Yvette Salvaris

Yvette Salvaris

Children by nature are inquisitive They are just learning about the world and its only natural that as they grow they seek answers to questions. Sometimes children can ask the strangest questions out of the blue, other times it may be triggered by  something that has happened either at school or home. The most important thing is that we as  adults try to help children understand the world around them in an honest and ethical way.

To be honest there is no right or wrong way to address children’s questions. However it is important that they are addressed. The first factor you have to consider before responding is the maturity of the child and the temperament.  It’s important that you also consider your families values and beliefs in responding to your child. This is especially when it comes to sensitive topics.

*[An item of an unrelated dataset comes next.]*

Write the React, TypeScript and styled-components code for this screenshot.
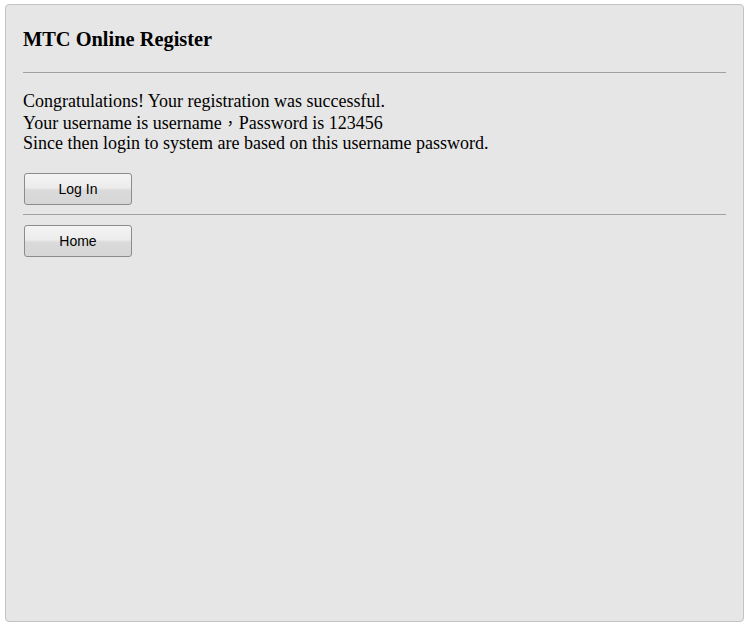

Sometimes questions that are asked  are not so clear. So its important that you ask some clarifying questions t ensure that you are not misunderstanding the question. This is best done by repeating the question back to the child. Use simple and easy to understand language. When it comes to the answer its best to be clear and straight forward with your response. If it’s a really difficult question its ok to take some time to think and admit to the child that you don’t know the answer, just make sure you get back to the child with your response and always be available for a child to follow up.

Here are some hints and tips for dealing  with different subject matters that might arise.

Anatomy and Sex

When it comes to questions about body parts, its important that you use correct terminology when talking about the differences. When children are young it’s a great time to  explain to them  about private parts and what body privacy means. Its also the perfect time to address what they should do if they feel uncomfortable should another adult or person invade their body privacy. By equipping  the child with the correct terminology, it will enable them to explain the situation more clearly to another trusted adult.

When it comes to the question of  “where do babies come from” it can be a very embarrassing and stressful time for you as an adult. In a perfect world this topic would be just like any other. However it’s a very delicate one and often embarrassing for the adult. When dealing with these questions be honest, don’t use too much detail and take a very deep breath!

Questions about Death

This can be one of the hardest topics to deal with for children. Its only natural for them to ask questions especially if there has been a death in the family. Its important when dealing with these type of questions that you identify the reason behind the question. Is your child afraid that you may die? Are they afraid that you may not be around to care for them? In this instance the first thing to do is to  communicate to your child that you are not going anywhere and that you are healthy and safe.

Its important that you use the right terminology. Don’t be afraid to use the word death. Sometimes by saying  things like “Grandpa fell asleep and id not wake up” might make the child too afraid to go to sleep or be scared that if your fall asleep you may not wake up. When it comes to questions about why the person died be honest.  Explain in simple terms the reason “Eg grandpas’ heart was very old and stopped working”. Be careful using terms like “sick” or ‘ill”  as they child might be worried that next time they get sick something will happen to them.

Questions are a normal part of child development and there will be times when you are confronted with having to give an  answer. Don’t ever ignore a child’s questions no matter how difficult the conversation may be. Take the time to be honest and open with your child.  By answering their questions, you are helping them to understand the world around them.